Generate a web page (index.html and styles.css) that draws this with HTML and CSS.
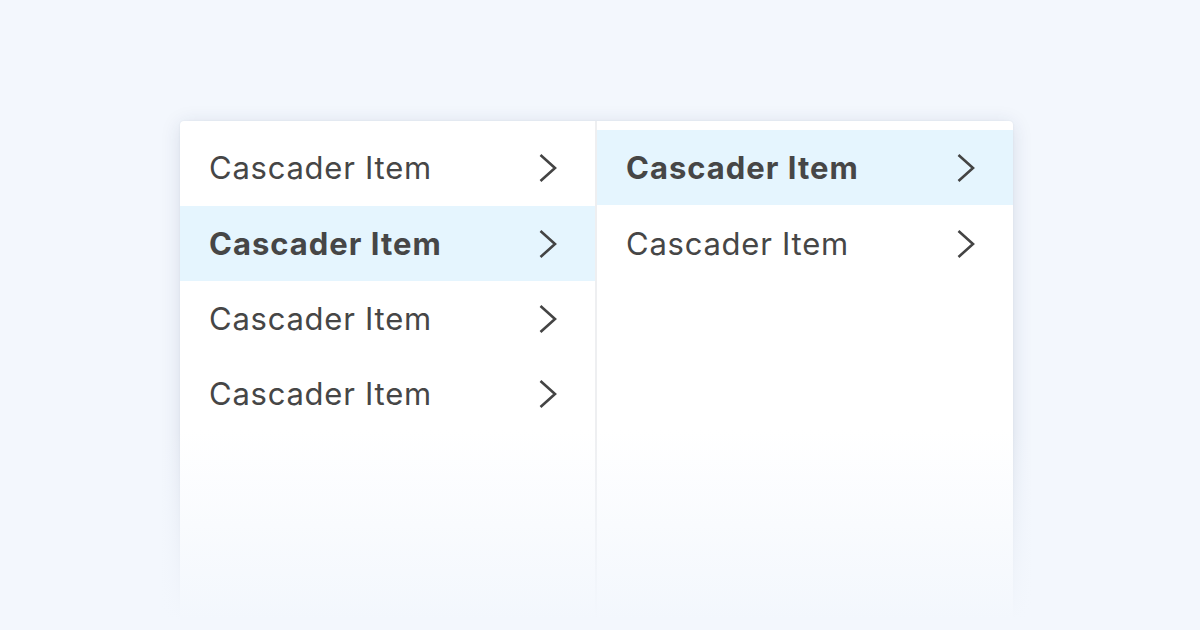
FILE: index.html
```html
<!DOCTYPE html>
<html>
<head>
<meta charset="utf-8">
<link rel="stylesheet" href="styles.css">
</head>
<body>
<div class="stage">
  <div class="cascader">
    <ul class="column">
      <li class="item"><span class="label">Cascader Item</span><svg class="chev" viewBox="0 0 18 30"><path d="M1.5 2 L16 15 L1.5 28"/></svg></li>
      <li class="item active"><span class="label">Cascader Item</span><svg class="chev" viewBox="0 0 18 30"><path d="M1.5 2 L16 15 L1.5 28"/></svg></li>
      <li class="item"><span class="label">Cascader Item</span><svg class="chev" viewBox="0 0 18 30"><path d="M1.5 2 L16 15 L1.5 28"/></svg></li>
      <li class="item"><span class="label">Cascader Item</span><svg class="chev" viewBox="0 0 18 30"><path d="M1.5 2 L16 15 L1.5 28"/></svg></li>
    </ul>
    <ul class="column">
      <li class="item active"><span class="label">Cascader Item</span><svg class="chev" viewBox="0 0 18 30"><path d="M1.5 2 L16 15 L1.5 28"/></svg></li>
      <li class="item"><span class="label">Cascader Item</span><svg class="chev" viewBox="0 0 18 30"><path d="M1.5 2 L16 15 L1.5 28"/></svg></li>
    </ul>
  </div>
  <div class="fade"></div>
</div>
</body>
</html>
```

FILE: styles.css
```css
* { box-sizing: border-box; }
html, body {
  margin: 0;
  padding: 0;
  width: 1200px;
  height: 630px;
  overflow: hidden;
  background: #f3f7fd;
  font-family: Inter, "Liberation Sans", sans-serif;
}
.stage {
  position: relative;
  width: 1200px;
  height: 630px;
  padding: 121px 0 0 180px;
  overflow: hidden;
}
.cascader {
  display: flex;
  width: 833px;
  height: 560px;
  background: #fff;
  border-radius: 4px;
  box-shadow: 0 3px 20px rgba(30, 50, 90, 0.13), 0 0 2px rgba(30, 50, 90, 0.08);
  overflow: hidden;
}
.column {
  list-style: none;
  margin: 0;
  padding: 9px 0 0 0;
  width: 415px;
  flex: none;
}
.column .item:first-child + .item { margin-top: 1px; }
.column + .column {
  border-left: 2px solid #eeeff1;
  width: 418px;
}
.item {
  display: flex;
  align-items: center;
  justify-content: space-between;
  height: 75px;
  padding: 0 38px 0 29px;
  font-size: 31px;
  color: #464646;
  letter-spacing: 0.75px;
}
.item.active {
  background: #e5f5fe;
  font-weight: 700;
  letter-spacing: 1px;
}
.chev {
  width: 18px;
  height: 30px;
  fill: none;
  stroke: #444;
  stroke-width: 2.6;
  stroke-linecap: butt;
  stroke-linejoin: miter;
}
.fade {
  position: absolute;
  left: 0;
  right: 0;
  bottom: 0;
  height: 200px;
  background: linear-gradient(to bottom, rgba(243, 247, 253, 0), #f3f7fd 95%);
  pointer-events: none;
}
```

# [WHAT IS ASKED]
Find every line of the data that holds the string "styles", then say how many there are and nothing else.

# [THE ANSWER]
3